I was recently at the bookstore looking for board books for my son, and left feeling thwarted and disheartened. It was all barnyard animals making noises and counting and going to bed on time. It was light, light stuff. I left empty handed.
How light are board books? Lighter than you think, sweetie. Insufferable lightness that would have been considered too sentimental or educational forty years ago* is now the norm: fluffy bunnies who don’t get into mischief, well-behaved children who love learning manners. The books present a fun house of mirrors in which small children can see nothing but reflections back at them of sunny days, loving mommies, and talking cars.
It’s true that some of these books have, upon initial glance, appropriately downbeat messages to prepare small children for the arduous realities they are about to face. Take, for example, the Mercer Mayer book Where is My Frog, which takes up the issue of inevitable abandonment by a loved one — in this case, a frog, belonging to what I think is a porcupine. As the young porcupine searches for his lost amphibian, I felt each turning page cemented for Byron the futility of trying to regain a lost loved one. But the stupid frog shows up on the last page, reinforcing a glib message of hope.
Too, I found the plight of a nameless chimpanzee in Jez Alborough’s Hug to be promising. The wandering ape sees love everywhere, and is gradually worn down by it as it magnifies his/her loneliness, until he/she cries out in anguish and falls helpless and teary-eyed to the ground on what should have been the last page. But in this case, the mother chimp returns, and a hug is enjoyed, affirming the futile wishfulness that love always arrives when we need it most.
A third example is Grumpy Bird by Jeremy Tankard, with its irascible antihero, Bird, who is, at the tale’s outset, “too grumpy to eat…. too grumpy to play…. [and] too grumpy to fly.” He ends up leading a myriad group of other animals on a pointless journey, one which shows the true nature of all brands of leadership and trust, but the book ends on a note of whimsical impossibility and escapes the existential message I’d hoped for.
Anyone looking for a more appropriate board book — one which are not insufferably gleeful — will be as disappointed as I was.
The argument for such books is that they brighten the day of tykes and turn them onto reading, as well as instructing them on important topics like shapes, colors, parts of the body, and counting to ten. I think it sets expectations unrealistically high for the real world, simultaneous suggesting the demands of life are much lower than they really are. I worry that my son will expect the reality to be soft-toned, primary-colored, and full of smiling and well meaning adults and animals who never eat one another… and that he can get by knowing that ducks say “quack” and that the color red is, well, red.
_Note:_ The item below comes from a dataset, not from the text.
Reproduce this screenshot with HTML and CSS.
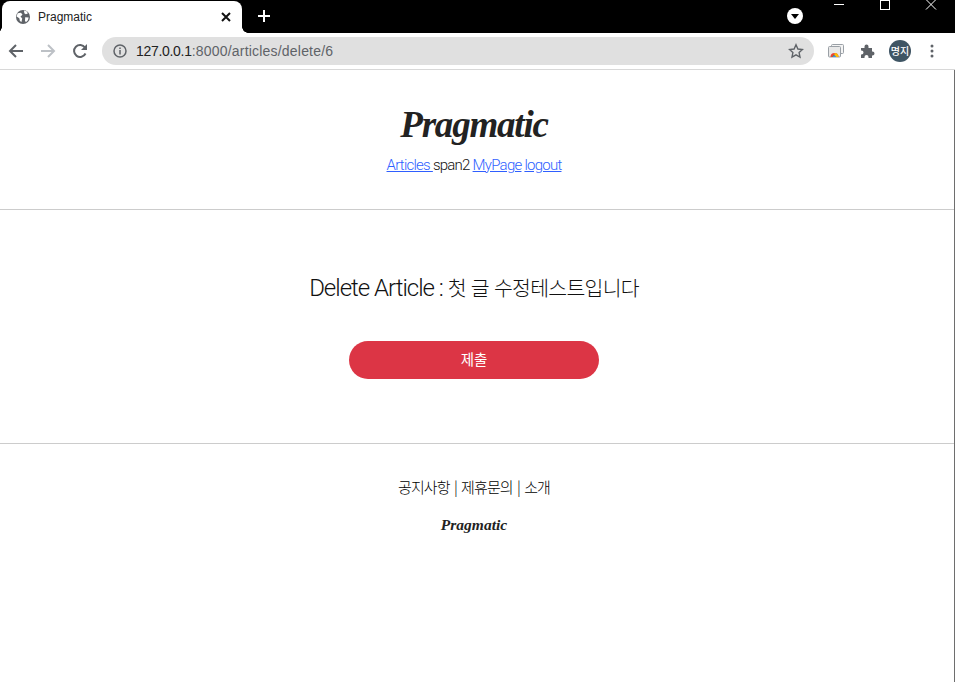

So it may be that the book industry’s ever-more-appalling offerings for preschool-aged readers spring from a desperate desire to keep books fun for the very young. Still, everyone does not share the same objectives. The book business exists to sell books; parents exist to rear children, and oughtn’t be daunted by cries of censorship. No family is obliged to acquiesce when publishers use the vehicle of fundamental free-expression principles to try to bulldoze cheerfulness or learning into their children’s lives.
* I assume. I haven’t researched this.
Two editorial notes:
1. This is a parody of this article, and makes little sense without having read it.
2. The books mentioned are delightful, and three of our favorites to share with the baby. He picked out Hug himself at the bookstore.